### WHAT YOU SHOULD DO
Your job is to retype all of the data word for word, leaving every image out.
◇ ◇ ◇
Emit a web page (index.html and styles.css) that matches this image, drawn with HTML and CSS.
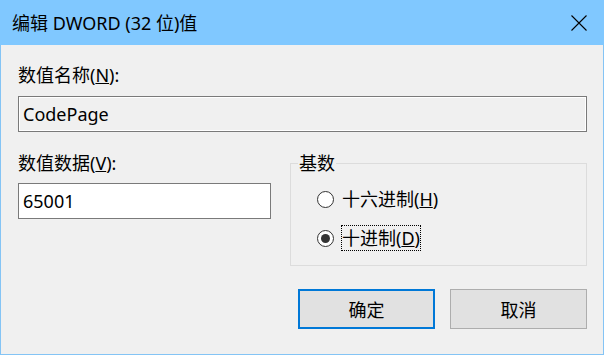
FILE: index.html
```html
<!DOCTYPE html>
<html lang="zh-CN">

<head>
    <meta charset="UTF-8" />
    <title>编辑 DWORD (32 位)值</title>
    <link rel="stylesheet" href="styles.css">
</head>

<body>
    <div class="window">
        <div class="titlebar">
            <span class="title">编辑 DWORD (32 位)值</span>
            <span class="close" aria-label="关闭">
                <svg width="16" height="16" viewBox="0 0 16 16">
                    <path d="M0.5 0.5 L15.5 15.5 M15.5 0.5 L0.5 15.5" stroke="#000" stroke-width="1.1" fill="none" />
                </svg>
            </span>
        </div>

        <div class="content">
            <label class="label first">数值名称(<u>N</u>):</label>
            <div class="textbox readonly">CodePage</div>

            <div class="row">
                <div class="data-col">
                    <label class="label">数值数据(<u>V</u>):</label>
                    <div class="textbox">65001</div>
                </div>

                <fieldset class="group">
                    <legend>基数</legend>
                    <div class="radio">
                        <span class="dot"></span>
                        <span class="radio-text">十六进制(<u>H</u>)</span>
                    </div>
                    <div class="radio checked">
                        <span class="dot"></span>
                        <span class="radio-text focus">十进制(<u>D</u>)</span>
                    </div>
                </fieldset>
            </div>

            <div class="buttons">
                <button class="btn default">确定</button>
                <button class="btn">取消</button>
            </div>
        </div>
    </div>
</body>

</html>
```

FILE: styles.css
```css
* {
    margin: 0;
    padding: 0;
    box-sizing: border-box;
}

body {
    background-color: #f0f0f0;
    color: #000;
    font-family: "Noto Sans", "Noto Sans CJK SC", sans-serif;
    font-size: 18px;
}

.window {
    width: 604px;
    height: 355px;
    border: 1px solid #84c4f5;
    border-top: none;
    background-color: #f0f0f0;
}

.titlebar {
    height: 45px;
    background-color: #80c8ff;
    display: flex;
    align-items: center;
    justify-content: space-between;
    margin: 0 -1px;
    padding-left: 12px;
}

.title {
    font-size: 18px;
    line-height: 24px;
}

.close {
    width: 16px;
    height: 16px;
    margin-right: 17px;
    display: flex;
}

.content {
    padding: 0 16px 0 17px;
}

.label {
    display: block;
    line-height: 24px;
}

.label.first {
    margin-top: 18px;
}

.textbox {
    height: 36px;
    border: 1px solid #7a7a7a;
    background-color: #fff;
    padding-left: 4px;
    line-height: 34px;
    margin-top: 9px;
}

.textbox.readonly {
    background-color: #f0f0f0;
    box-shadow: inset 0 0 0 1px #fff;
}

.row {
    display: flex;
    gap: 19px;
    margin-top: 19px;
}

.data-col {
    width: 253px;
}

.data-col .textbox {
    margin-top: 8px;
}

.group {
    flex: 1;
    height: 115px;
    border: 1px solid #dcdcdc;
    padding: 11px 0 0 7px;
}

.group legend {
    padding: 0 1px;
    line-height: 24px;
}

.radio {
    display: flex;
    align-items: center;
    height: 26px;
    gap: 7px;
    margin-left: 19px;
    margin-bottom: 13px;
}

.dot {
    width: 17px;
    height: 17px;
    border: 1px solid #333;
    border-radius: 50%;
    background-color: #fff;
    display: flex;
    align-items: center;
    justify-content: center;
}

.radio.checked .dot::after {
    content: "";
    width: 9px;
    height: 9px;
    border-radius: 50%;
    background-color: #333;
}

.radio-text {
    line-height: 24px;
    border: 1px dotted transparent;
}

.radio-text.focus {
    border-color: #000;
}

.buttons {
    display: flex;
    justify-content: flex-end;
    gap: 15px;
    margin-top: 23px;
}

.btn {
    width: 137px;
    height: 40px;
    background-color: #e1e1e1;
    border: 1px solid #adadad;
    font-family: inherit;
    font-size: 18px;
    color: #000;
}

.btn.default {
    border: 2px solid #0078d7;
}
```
◇ ◇ ◇
### SOLUTION TO THE EXERCISE
Emit a web page (index.html and styles.css) that matches this image, drawn with HTML and CSS.
FILE: index.html
```html
<!DOCTYPE html>
<html lang="zh-CN">

<head>
    <meta charset="UTF-8" />
    <title>编辑 DWORD (32 位)值</title>
    <link rel="stylesheet" href="styles.css">
</head>

<body>
    <div class="window">
        <div class="titlebar">
            <span class="title">编辑 DWORD (32 位)值</span>
            <span class="close" aria-label="关闭">
                <svg width="16" height="16" viewBox="0 0 16 16">
                    <path d="M0.5 0.5 L15.5 15.5 M15.5 0.5 L0.5 15.5" stroke="#000" stroke-width="1.1" fill="none" />
                </svg>
            </span>
        </div>

        <div class="content">
            <label class="label first">数值名称(<u>N</u>):</label>
            <div class="textbox readonly">CodePage</div>

            <div class="row">
                <div class="data-col">
                    <label class="label">数值数据(<u>V</u>):</label>
                    <div class="textbox">65001</div>
                </div>

                <fieldset class="group">
                    <legend>基数</legend>
                    <div class="radio">
                        <span class="dot"></span>
                        <span class="radio-text">十六进制(<u>H</u>)</span>
                    </div>
                    <div class="radio checked">
                        <span class="dot"></span>
                        <span class="radio-text focus">十进制(<u>D</u>)</span>
                    </div>
                </fieldset>
            </div>

            <div class="buttons">
                <button class="btn default">确定</button>
                <button class="btn">取消</button>
            </div>
        </div>
    </div>
</body>

</html>
```

FILE: styles.css
```css
* {
    margin: 0;
    padding: 0;
    box-sizing: border-box;
}

body {
    background-color: #f0f0f0;
    color: #000;
    font-family: "Noto Sans", "Noto Sans CJK SC", sans-serif;
    font-size: 18px;
}

.window {
    width: 604px;
    height: 355px;
    border: 1px solid #84c4f5;
    border-top: none;
    background-color: #f0f0f0;
}

.titlebar {
    height: 45px;
    background-color: #80c8ff;
    display: flex;
    align-items: center;
    justify-content: space-between;
    margin: 0 -1px;
    padding-left: 12px;
}

.title {
    font-size: 18px;
    line-height: 24px;
}

.close {
    width: 16px;
    height: 16px;
    margin-right: 17px;
    display: flex;
}

.content {
    padding: 0 16px 0 17px;
}

.label {
    display: block;
    line-height: 24px;
}

.label.first {
    margin-top: 18px;
}

.textbox {
    height: 36px;
    border: 1px solid #7a7a7a;
    background-color: #fff;
    padding-left: 4px;
    line-height: 34px;
    margin-top: 9px;
}

.textbox.readonly {
    background-color: #f0f0f0;
    box-shadow: inset 0 0 0 1px #fff;
}

.row {
    display: flex;
    gap: 19px;
    margin-top: 19px;
}

.data-col {
    width: 253px;
}

.data-col .textbox {
    margin-top: 8px;
}

.group {
    flex: 1;
    height: 115px;
    border: 1px solid #dcdcdc;
    padding: 11px 0 0 7px;
}

.group legend {
    padding: 0 1px;
    line-height: 24px;
}

.radio {
    display: flex;
    align-items: center;
    height: 26px;
    gap: 7px;
    margin-left: 19px;
    margin-bottom: 13px;
}

.dot {
    width: 17px;
    height: 17px;
    border: 1px solid #333;
    border-radius: 50%;
    background-color: #fff;
    display: flex;
    align-items: center;
    justify-content: center;
}

.radio.checked .dot::after {
    content: "";
    width: 9px;
    height: 9px;
    border-radius: 50%;
    background-color: #333;
}

.radio-text {
    line-height: 24px;
    border: 1px dotted transparent;
}

.radio-text.focus {
    border-color: #000;
}

.buttons {
    display: flex;
    justify-content: flex-end;
    gap: 15px;
    margin-top: 23px;
}

.btn {
    width: 137px;
    height: 40px;
    background-color: #e1e1e1;
    border: 1px solid #adadad;
    font-family: inherit;
    font-size: 18px;
    color: #000;
}

.btn.default {
    border: 2px solid #0078d7;
}
```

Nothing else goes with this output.